The Beavers Have Landed!

I saw one of the beavers dragging a big limb through the water this morning.  I grabbed my camera but he’d disappeared by the time I made it back to the window.  So I watched and either he or another appeared near our bank.  I’ve seen 3 at one time on other days.

To my surprise he started coming up into the yard!  I opened the window so I wouldn’t have the glass to interfere with my auto-focusing “skills” – hahaha – Although the low light interfered plenty.

Beaver Coming Up the Alsea River Bank
Coming Up the Alsea River Bank

When he got near the house, I think he must have smelled me. I understand they can’t see very well but they have a very keen sense of smell.

Beaver Climbing Alsea River Bank
Coming For Another Snack – Alsea River

He raised up on his hind legs, sniffing the air, then turned and ran (waddled) back down the bank. He went into the water and smacked the surface with his tail as he dove under!  Yup, he sniffed danger and he warned his buddies.

Beaver Running Away
Bye-Bye Beaver

But there’s no radio transmitter on his tail so he’s not one of the nuisance beavers that were relocated to the Alsea River by OSU.  That was a couple years ago, so maybe this is a descendant?

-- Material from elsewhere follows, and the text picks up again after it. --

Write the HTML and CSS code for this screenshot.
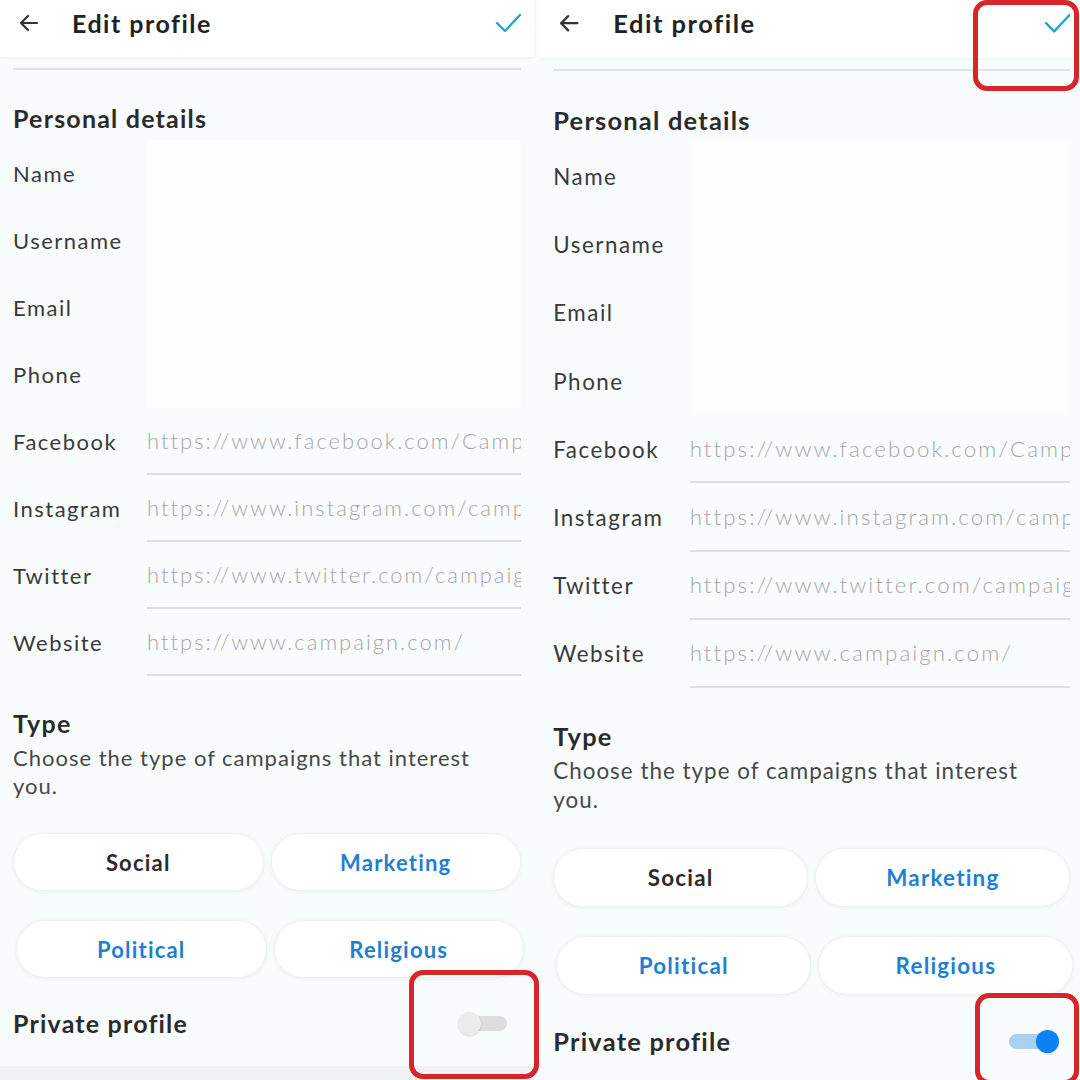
FILE: index.html
```html
<!DOCTYPE html>
<html lang="en">
<head>
    <meta charset="UTF-8">
    <meta name="viewport" content="width=device-width, initial-scale=1.0">
    <title>Edit profile - before and after</title>
    <link rel="stylesheet" href="styles.css">
</head>
<body>

    <div class="screens">

        <!-- Before: private profile switched off -->
        <div class="shot">
            <section class="phone">
                <header class="topbar">
                    <svg class="back" width="24" height="24" viewBox="0 0 24 24"><path d="M20 12H5M11 5l-7 7 7 7" fill="none" stroke="#333" stroke-width="2.2" stroke-linecap="round" stroke-linejoin="round"/></svg>
                    <h1>Edit profile</h1>
                    <svg class="check" width="26" height="22" viewBox="0 0 26 22"><path d="M2 11l8 8L25 3" fill="none" stroke="#2aa2d3" stroke-width="2.4" stroke-linecap="round" stroke-linejoin="round"/></svg>
                </header>
                <div class="content">
                    <hr class="rule">
                    <h2>Personal details</h2>
                    <div class="fields">
                        <div class="field"><span class="label">Name</span><span class="input blank"></span></div>
                        <div class="field"><span class="label">Username</span><span class="input blank"></span></div>
                        <div class="field"><span class="label">Email</span><span class="input blank"></span></div>
                        <div class="field"><span class="label">Phone</span><span class="input blank"></span></div>
                        <div class="field"><span class="label">Facebook</span><span class="input">https://www.facebook.com/Campaign</span></div>
                        <div class="field"><span class="label">Instagram</span><span class="input">https://www.instagram.com/campaign</span></div>
                        <div class="field"><span class="label">Twitter</span><span class="input">https://www.twitter.com/campaign</span></div>
                        <div class="field"><span class="label">Website</span><span class="input">https://www.campaign.com/</span></div>
                    </div>
                    <h2 class="type-title">Type</h2>
                    <p class="hint">Choose the type of campaigns that interest you.</p>
                    <div class="chips">
                        <button class="chip">Social</button>
                        <button class="chip active">Marketing</button>
                        <button class="chip active shifted">Political</button>
                        <button class="chip active shifted">Religious</button>
                    </div>
                    <div class="private">
                        <h2>Private profile</h2>
                        <span class="toggle"></span>
                    </div>
                </div>
                <div class="navbar"></div>
            </section>
            <div class="mark mark-toggle-off"></div>
        </div>

        <!-- After: private profile switched on -->
        <div class="shot">
            <section class="phone phone-after">
                <header class="topbar">
                    <svg class="back" width="24" height="24" viewBox="0 0 24 24"><path d="M20 12H5M11 5l-7 7 7 7" fill="none" stroke="#333" stroke-width="2.2" stroke-linecap="round" stroke-linejoin="round"/></svg>
                    <h1>Edit profile</h1>
                    <svg class="check" width="26" height="22" viewBox="0 0 26 22"><path d="M2 11l8 8L25 3" fill="none" stroke="#2aa2d3" stroke-width="2.4" stroke-linecap="round" stroke-linejoin="round"/></svg>
                </header>
                <div class="content">
                    <hr class="rule">
                    <h2>Personal details</h2>
                    <div class="fields">
                        <div class="field"><span class="label">Name</span><span class="input blank"></span></div>
                        <div class="field"><span class="label">Username</span><span class="input blank"></span></div>
                        <div class="field"><span class="label">Email</span><span class="input blank"></span></div>
                        <div class="field"><span class="label">Phone</span><span class="input blank"></span></div>
                        <div class="field"><span class="label">Facebook</span><span class="input">https://www.facebook.com/Campaign</span></div>
                        <div class="field"><span class="label">Instagram</span><span class="input">https://www.instagram.com/campaign</span></div>
                        <div class="field"><span class="label">Twitter</span><span class="input">https://www.twitter.com/campaign</span></div>
                        <div class="field"><span class="label">Website</span><span class="input">https://www.campaign.com/</span></div>
                    </div>
                    <h2 class="type-title">Type</h2>
                    <p class="hint">Choose the type of campaigns that interest you.</p>
                    <div class="chips">
                        <button class="chip">Social</button>
                        <button class="chip active">Marketing</button>
                        <button class="chip active shifted">Political</button>
                        <button class="chip active shifted">Religious</button>
                    </div>
                    <div class="private">
                        <h2>Private profile</h2>
                        <span class="toggle on"></span>
                    </div>
                </div>
            </section>
            <div class="mark mark-check"></div>
            <div class="mark mark-toggle-on"></div>
        </div>

    </div>

</body>
</html>
```

FILE: styles.css
```css
* {
    box-sizing: border-box;
}
body {
    margin: 0;
    background: #f9fcfd;
    font-family: Lato, "Open Sans", sans-serif;
    color: #333;
}
.screens {
    display: flex;
    width: 1080px;
    height: 1080px;
    overflow: hidden;
}
.shot {
    position: relative;
    width: 540px;
    height: 1080px;
    overflow: hidden;
    flex: none;
}
.phone {
    width: 534px;
    height: 1080px;
    display: flex;
    flex-direction: column;
    background: #f9fcfd;
}
.phone-after {
    zoom: 1.018;
}

/* top bar */
.topbar {
    height: 57px;
    flex: none;
    display: flex;
    align-items: flex-start;
    padding: 7px 13px 0 17px;
    background: #fff;
    box-shadow: 0 1px 3px rgba(0, 0, 0, 0.05);
}
.topbar .back {
    margin-top: 4px;
}
.topbar h1 {
    margin: 0 0 0 31px;
    font-size: 25px;
    line-height: 32px;
    font-weight: 700;
    letter-spacing: 1.5px;
    color: #222;
    flex: 1;
}
.topbar .check {
    margin-top: 5px;
}

.content {
    padding: 11px 13px 0 13px;
}
.rule {
    margin: 0;
    border: none;
    border-top: 2px solid #dfe4e7;
}
h2 {
    margin: 0;
    font-size: 25px;
    line-height: 30px;
    font-weight: 700;
    letter-spacing: 1.2px;
    color: #2b2b2b;
}
.content > h2:first-of-type {
    margin-top: 33px;
}

/* fields */
.fields {
    margin-top: 7px;
}
.field {
    display: flex;
    align-items: center;
    height: 67px;
}
.label {
    width: 134px;
    flex: none;
    font-size: 22px;
    letter-spacing: 1.5px;
    color: #3a3a3a;
}
.input {
    flex: 1;
    height: 100%;
    display: flex;
    align-items: center;
    white-space: nowrap;
    overflow: hidden;
    font-size: 22px;
    font-weight: 300;
    letter-spacing: 2px;
    color: #a6a6a6;
    border-bottom: 2px solid #dcdfe1;
}
.input.blank {
    background: rgba(255, 255, 255, 0.55);
    border-bottom: none;
}

/* type */
.type-title {
    margin-top: 32px;
}
.hint {
    margin: 6px 0 0;
    width: 480px;
    font-size: 22px;
    line-height: 28px;
    letter-spacing: 1px;
    color: #484848;
}
.chips {
    display: grid;
    grid-template-columns: 1fr 1fr;
    column-gap: 7px;
    row-gap: 29px;
    margin-top: 33px;
}
.chip {
    height: 58px;
    border: 1px solid #eef0f1;
    border-radius: 29px;
    background: #fff;
    box-shadow: 0 1px 4px rgba(0, 0, 0, 0.06);
    font-family: inherit;
    font-size: 22px;
    font-weight: 700;
    letter-spacing: 1.2px;
    color: #2b2b2b;
}
.chip.active {
    color: #1f7fd1;
}
.chip.shifted {
    transform: translateX(3px);
}

/* private profile switch */
.private {
    display: flex;
    align-items: center;
    justify-content: space-between;
    margin-top: 30px;
    padding-right: 14px;
}
.toggle {
    position: relative;
    width: 46px;
    height: 15px;
    border-radius: 8px;
    background: #dddddd;
}
.toggle::after {
    content: "";
    position: absolute;
    left: -3px;
    top: -4px;
    width: 23px;
    height: 23px;
    border-radius: 50%;
    background: #ececec;
    box-shadow: 0 1px 2px rgba(0, 0, 0, 0.15);
}
.toggle.on {
    background: #a9d0f5;
}
.toggle.on::after {
    left: auto;
    right: -3px;
    background: #0b83f2;
}
.navbar {
    margin-top: auto;
    height: 14px;
    background: #f0f2f3;
}

/* red highlight frames */
.mark {
    position: absolute;
    border: 5px solid #d7262b;
    border-radius: 14px;
}
.mark-toggle-off {
    left: 409px;
    top: 970px;
    width: 130px;
    height: 109px;
}
.mark-check {
    left: 433px;
    top: 0;
    width: 106px;
    height: 91px;
}
.mark-toggle-on {
    left: 435px;
    top: 993px;
    width: 104px;
    height: 92px;
}
```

Oh yeah, we saw the head of the elk herd today too.

Bull Elk - Alsea River
Bull Elk – Nice Rack Buddy!

Later, when we drove by again, the two bulls were sparring.

I got a photo but it was too fuzzy to post.  Man, you gotta be quick with wildlife!

I’m Enamored

I’m sure I will feel differently when/if the beavers start munching on my living trees.

Beaver or Water Pig?
Looks like a furry pig

But, for now, they captivate me.

Beaver - Alsea River
I can hear the munching from up here

 These photos were taken near Blackberry Campground on the Alsea River in Tidewater, OR.

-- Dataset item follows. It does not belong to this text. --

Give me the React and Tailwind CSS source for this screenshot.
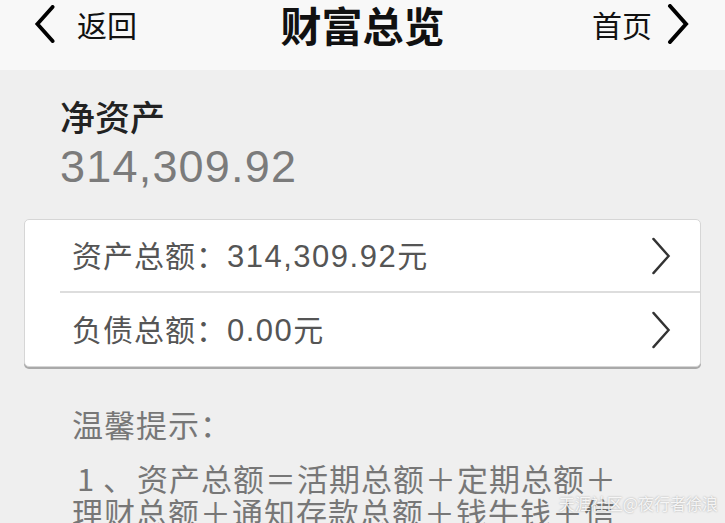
import React from 'react';

const Chevron = ({ dir = 'right', className = '', strokeWidth = 3 }) => (
  <svg viewBox="0 0 22 40" className={className} fill="none" stroke="currentColor" strokeWidth={strokeWidth} strokeLinecap="round" strokeLinejoin="miter">
    {dir === 'left' ? <polyline points="19,2 3,20 19,38" /> : <polyline points="3,2 19,20 3,38" />}
  </svg>
);

const rows = [
  { label: '资产总额', value: '314,309.92' },
  { label: '负债总额', value: '0.00' },
];

const latin = { fontFamily: '"Liberation Sans", sans-serif' };

const App = () => {
  return (
    <div
      className="relative h-[523px] overflow-hidden bg-[#efefef]"
      style={{ fontFamily: '"Noto Sans CJK SC", "Liberation Sans", sans-serif' }}
    >
      {/* Header */}
      <div className="h-[70px] bg-[#f8f8f8]">
        <div className="grid h-[48px] grid-cols-[1fr_auto_1fr] items-center">
          <div className="flex items-center pl-[34px]">
            <Chevron dir="left" strokeWidth={4} className="h-[38px] w-[22px] text-black" />
            <span className="ml-[21px] text-[30px] leading-none text-[#111]">返回</span>
          </div>
          <h1 className="text-[41px] font-bold leading-[48px] text-[#111]">财富总览</h1>
          <div className="flex items-center justify-end pr-[36px]">
            <span className="mr-[15px] text-[30px] leading-none text-[#111]">首页</span>
            <Chevron dir="right" strokeWidth={4} className="h-[40px] w-[22px] text-black" />
          </div>
        </div>
      </div>

      {/* Net assets */}
      <div className="px-[60px] pt-[24px]">
        <div className="text-[35px] font-medium leading-[44px] text-[#222]">净资产</div>
        <div className="mt-[4px] text-[45px] leading-[50px] tracking-[1.2px] text-[#7b7b7b]" style={latin}>
          314,309.92
        </div>
      </div>

      {/* Totals card */}
      <div className="mx-[24px] mt-[27px] rounded-[5px] border border-[#d6d6d6] bg-white shadow-[0_2px_0_#a9a9a9]">
        {rows.map((row, i) => (
          <div key={row.label} className={i > 0 ? 'ml-[35px] border-t-2 border-[#dddddd]' : ''}>
            <div className={`flex items-center pr-[28px] ${i > 0 ? 'h-[73px] pl-[12px]' : 'h-[71px] pl-[47px]'}`}>
              <span className="flex flex-1 items-baseline text-[30px] leading-none tracking-[1px] text-[#555]">
                <span>{row.label}：</span>
                <span className="text-[31px] tracking-[1.5px]" style={latin}>{row.value}</span>
                <span>元</span>
              </span>
              <Chevron dir="right" strokeWidth={2.5} className="h-[38px] w-[22px] text-[#333]" />
            </div>
          </div>
        ))}
      </div>

      {/* Tips */}
      <div className="px-[72px] pt-[40px] text-[31px] leading-[34px] tracking-[1px] text-[#777]">
        <div>温馨提示：</div>
        <div className="mt-[20px] flex whitespace-nowrap">
          <span className="w-[31px] shrink-0 pl-[5px]">1</span>
          <span className="w-[34px] shrink-0">、</span>
          <span>资产总额＝活期总额＋定期总额＋</span>
        </div>
        <div className="whitespace-nowrap">理财总额＋通知存款总额＋钱牛钱＋信</div>
      </div>

      {/* Watermark */}
      <div className="absolute bottom-[12px] right-[7px] text-[16px] leading-none text-white/85 [text-shadow:0_0_2px_rgba(0,0,0,0.35)]">
        天涯社区@夜行者徐浪
      </div>
    </div>
  );
};

export default App;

The beavers seem to like the apple tree limbs out of our burn pile.  So we re-wrapped the base of the apple trees with chicken wire.

We don’t see a typical den, where there is a pile of sticks, or a dam.   But I’ve heard that they’ll burrow into the river bank?

I found this study that was done by an OSU student last year: http://oregonstate.edu/terra/2012/02/leave-it-to-the-beavers/

Now I can look for a beavers with a radio transmitter on their tail!

I also learned that they don’t eat fish and that their dams create important habitat for small species and young coho salmon.

Reference: http://www.oregonwild.org/fish_wildlife/wildlife-pages/beaver

Today’s Gifts

We woke up to snow this morning.  It was a pretty blanket of white and about 30F.  I was really hoping it would warm up before I had to go into Waldport this afternoon though.

Rainbow Over the Alsea River
Rainbow Over the Alsea River

Sure enough, the snow melted!  But I didn’t dream of seeing a rainbow today.  I didn’t even think it was possible to see one in our little valley!  The Alsea River is on the north side of our house.  If the sun is higher than 42 degrees, you won’t see a rainbow because the angle isn’t right.  There’s also a pretty tall hill on the south side of us.  (I come from Utah so I know better than to call this a mountain.)

Male Common Merganser
Male Common Merganser

So we watched birds while we puttered around the house.

Common Merganser
Common Merganser – Female or 1st year Male

I couldn’t zoom in close enough to tell if this is a female Common Merganser or a 1st year male.

Common Goldeneye
Common Goldeneye

The Common Goldeneye always stumps me.  The bright eye should give it away but I seem to look in the wrong part of my bird book and end up asking an expert.  This is a female.  I haven’t seen a male lately but I’m sure he’s around.

The weather held out until it was time to come home from Waldport tonight.  A hail storm hit just as I was going through town.  It was pounding!  But as soon as I got past Eckman Lake, the road was barely wet.

Hooded Merganser Eating a Mudcat

My content advisor recommended I take a photo of whatever is white on the other side of the Alsea River.

After getting the photos on the computer we saw that it is a Hooded Merganser eating a little mudcat.

Hooded Merganser Eats Mudcat
Hooded Merganser Eats Mudcat

We could barely see the merganser, let alone what he was doing.  But I could tell he wasn’t just drifting along.  His white chest kept flashing against the dark shoreline.

Hooded Merganser with Lunch
Lunch on the Alsea River

The Hooded Merganser usually has his tail up.  But he’s got it spread out on the water’s surface.  I assume that’s for balance since he’s got a fish in his mouth.

I called the fish “little” but compared to the size of the duck he’s a pretty good size.  I don’t know how he’s going to swallow it!?